O circuito de energia seria rompido.
É
por isso que os selvagens não precisam de um governo formal, enquanto ele é
necessário à civilização. Para uma economia civilizada, que consiste em
produção e trocas numa sequência que se estende no tempo e no espaço, deve
haver uma agência para servir de testemunha dos contratos de longo prazo. Essa
agência deve garantir que os contratos sejam cumpridos na ausência de uma das
partes ou impor uma penalidade previamente acordada em caso de descumprimento.
A autoridade apropriada para esse propósito é, portanto, delegada ao governo.
Como
a palavra indica, a faculdade inibitória é uma função do indivíduo; falando
estritamente, não pode ser delegada. Nenhuma faculdade pode ser delegada. Um
homem pode conceder o produto de seu trabalho e talento a outro
voluntariamente; um homem pode tomar o produto de outro por força ou fraude; ou
os homens podem comercializar seu trabalho e seus produtos. Mas um homem não
pode transferir sua força ou inteligência para a estrutura física de outro
homem. O que pode ser feito, no caso em que um indivíduo não iniba a si mesmo
conforme havia concordado em fazer, ou se ele infringe a liberdade ou toma a
propriedade de outro, é obrigá-lo a uma pagar uma multa ou impor restrições
externas; e agentes públicos podem ser encarregados por autoridade delegada de
executar a cobrança. Pelos mesmos meios, esses agentes podem tomar parte de sua
produção, em impostos, para sustentá-los e pagar as despesas de sua
organização. É isso o que faz o governo e é tudo o que ele pode fazer. O
governo é uma agência proibitória e expropriativa. Seu tipo de mecanismo
necessariamente corresponde a sua função.
Se
o processo completo não for levado em consideração, é possível imaginar
erroneamente exceções à afirmação acima. A citação a seguir é uma exposição
clara e concisa do ponto em que ocorre o mal-entendido. “O regulador de uma
máquina a vapor não é meramente um mecanismo proibitório, mas comanda mais
vapor quando necessário; e os vários controles elétricos funcionam da mesma
maneira; por que o governo político não pode funcionar assim? A expedição de
Lewis e Clark1
e outras expedições exploratórias patrocinadas por governos no oeste não foram
ações proibitórias. O papel que o governo desempenhou no desenvolvimento das
terras públicas do oeste não foi meramente proibitório.”
Quando
o regulador de uma máquina a vapor comanda mais vapor, obviamente o vapor
(energia) precisa estar lá para ser comandado; e foi previamente confinado. A
função do regulador não é obter o vapor, ou seja, produzir a energia. Como
mecanismo, ele é um instrumento de liberação, o que implica em uma restrição
prévia. Um mecanismo proibitório pode ser feito de tal maneira que
posteriormente ele deixe de proibir; um freio pode ser desacionado depois que
foi acionado, ou ter efeito apenas quando alguma força se levante contra ele,
de maneira que a pressão ceda quando a força diminuir. A lei do contrato é um
freio desse tipo, que se ajusta automaticamente. Mas a função do freio é, de
toda maneira, proibitória. Num mecanismo simples desse tipo, não pode ser
atribuída uma “função” à cessação da função. O regulador da máquina a vapor, ou
o controle elétrico, são diferentes; a confusão procede do nome “regulador”2.
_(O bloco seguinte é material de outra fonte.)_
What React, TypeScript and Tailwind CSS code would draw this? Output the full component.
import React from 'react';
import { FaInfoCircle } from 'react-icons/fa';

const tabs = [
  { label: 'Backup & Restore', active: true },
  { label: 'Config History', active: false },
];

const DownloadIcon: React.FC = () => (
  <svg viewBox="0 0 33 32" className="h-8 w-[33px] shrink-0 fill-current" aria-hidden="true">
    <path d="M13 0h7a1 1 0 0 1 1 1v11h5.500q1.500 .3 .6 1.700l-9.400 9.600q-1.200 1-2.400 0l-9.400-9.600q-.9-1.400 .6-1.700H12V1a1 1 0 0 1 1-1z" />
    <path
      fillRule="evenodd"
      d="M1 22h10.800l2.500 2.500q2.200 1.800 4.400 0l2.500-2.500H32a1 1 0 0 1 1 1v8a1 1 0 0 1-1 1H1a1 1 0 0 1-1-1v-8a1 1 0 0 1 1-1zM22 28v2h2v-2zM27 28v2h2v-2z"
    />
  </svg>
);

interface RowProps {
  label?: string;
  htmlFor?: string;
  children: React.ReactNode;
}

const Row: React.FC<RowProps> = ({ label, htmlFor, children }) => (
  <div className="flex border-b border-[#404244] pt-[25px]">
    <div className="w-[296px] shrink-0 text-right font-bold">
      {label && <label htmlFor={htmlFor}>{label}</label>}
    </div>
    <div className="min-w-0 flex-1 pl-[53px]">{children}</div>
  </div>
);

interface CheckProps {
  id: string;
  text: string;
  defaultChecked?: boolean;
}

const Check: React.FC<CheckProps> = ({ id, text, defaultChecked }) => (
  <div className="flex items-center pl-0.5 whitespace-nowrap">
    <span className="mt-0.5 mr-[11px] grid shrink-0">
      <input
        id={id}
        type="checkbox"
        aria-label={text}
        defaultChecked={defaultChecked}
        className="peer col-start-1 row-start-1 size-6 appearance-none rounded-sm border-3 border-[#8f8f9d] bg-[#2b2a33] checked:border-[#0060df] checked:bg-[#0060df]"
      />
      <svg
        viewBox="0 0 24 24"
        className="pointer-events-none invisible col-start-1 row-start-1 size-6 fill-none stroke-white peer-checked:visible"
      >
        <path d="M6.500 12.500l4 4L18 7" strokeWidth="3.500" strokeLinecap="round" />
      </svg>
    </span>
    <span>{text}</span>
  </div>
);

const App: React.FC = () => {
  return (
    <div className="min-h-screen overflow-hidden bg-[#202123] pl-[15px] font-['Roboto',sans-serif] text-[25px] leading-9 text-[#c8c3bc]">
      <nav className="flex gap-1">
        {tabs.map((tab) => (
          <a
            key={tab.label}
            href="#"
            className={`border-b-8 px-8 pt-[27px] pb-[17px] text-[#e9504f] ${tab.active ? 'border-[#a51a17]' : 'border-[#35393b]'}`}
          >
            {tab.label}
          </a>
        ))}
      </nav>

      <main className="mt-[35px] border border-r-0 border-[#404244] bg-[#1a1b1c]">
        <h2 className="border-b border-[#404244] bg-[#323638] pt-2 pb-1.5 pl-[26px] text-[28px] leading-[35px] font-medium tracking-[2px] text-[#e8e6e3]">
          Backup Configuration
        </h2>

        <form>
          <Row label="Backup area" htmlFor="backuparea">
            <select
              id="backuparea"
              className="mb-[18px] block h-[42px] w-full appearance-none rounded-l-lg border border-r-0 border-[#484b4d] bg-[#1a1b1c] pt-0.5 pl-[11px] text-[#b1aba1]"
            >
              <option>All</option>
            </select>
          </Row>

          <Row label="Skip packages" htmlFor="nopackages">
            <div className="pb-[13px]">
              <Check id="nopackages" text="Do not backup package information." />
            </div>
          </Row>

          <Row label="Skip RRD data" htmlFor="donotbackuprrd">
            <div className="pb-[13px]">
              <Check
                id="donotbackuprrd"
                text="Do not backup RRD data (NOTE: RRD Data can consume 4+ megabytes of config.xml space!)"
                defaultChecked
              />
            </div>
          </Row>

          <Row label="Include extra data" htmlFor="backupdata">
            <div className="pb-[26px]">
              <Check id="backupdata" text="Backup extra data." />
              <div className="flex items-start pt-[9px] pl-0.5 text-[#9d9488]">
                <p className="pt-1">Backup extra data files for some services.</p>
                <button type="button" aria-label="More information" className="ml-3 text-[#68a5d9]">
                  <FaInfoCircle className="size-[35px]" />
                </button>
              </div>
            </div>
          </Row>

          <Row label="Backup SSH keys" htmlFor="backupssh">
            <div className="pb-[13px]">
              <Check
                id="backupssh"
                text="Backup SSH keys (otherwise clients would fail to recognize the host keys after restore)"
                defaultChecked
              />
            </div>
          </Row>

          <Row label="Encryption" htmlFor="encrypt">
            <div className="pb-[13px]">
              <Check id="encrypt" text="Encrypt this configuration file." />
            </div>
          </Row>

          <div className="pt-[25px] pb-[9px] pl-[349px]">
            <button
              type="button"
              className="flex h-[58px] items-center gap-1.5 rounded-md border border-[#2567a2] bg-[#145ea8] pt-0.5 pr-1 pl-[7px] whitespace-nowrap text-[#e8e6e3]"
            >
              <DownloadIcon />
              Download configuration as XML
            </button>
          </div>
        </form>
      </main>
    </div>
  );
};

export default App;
Se esse termo for usado, a definição exata de sua função é que ele governa o
governo; ele coloca uma limitação no governo. Numa organização política, essa
função é realizada por uma constituição, que estabelece um limite além do qual
o governo não tem poder legítimo.
Para
averiguar qual a ação do governo numa sequência de ações como a da expedição de
Lewis e Clark, consideremos todos os fatores e condições. A terra virgem estava
lá, na ordem da natureza. Muitos indivíduos privados haviam explorado boa parte
dela. O conhecimento e a habilidade dos dois exploradores citados foram
desenvolvidos por eles mesmos. Por que eles foram até o governo antes de fazer
sua expedição? Para obter fundos e um comissionamento oficial. O que o governo
fez e que Lewis e Clark não podiam fazer? Expropriar fundos de outras pessoas
privadas, pelos impostos. Os suprimentos para a expedição vieram da produção
privada. A ação do governo foi meramente expropriativa. O comissionamento
oficial foi o aviso preliminar de que haveria uma reivindicação proibitória do
território que a expedição atravessasse. Outros indivíduos privados foram até
lá depois, às suas próprias custas, e fizeram o trabalho de tornar aquela terra
cultivável. O governo exerceu sua função proibitória para registrar e impor os
termos pelos quais um indivíduo poderia obter títulos de propriedade de
qualquer parte da terra. Foi para esse propósito que a função proibitória foi
delegada ao governo em primeiro lugar, para estabelecer títulos de registro;
mas é um poder proibitório e nada mais. Sua “concessão” é uma liberação
carimbada. Em qualquer tempo e lugar em que o governo intervém em uma sequência
de ações, ele o faz com um ato autorizado de proibição ou expropriação.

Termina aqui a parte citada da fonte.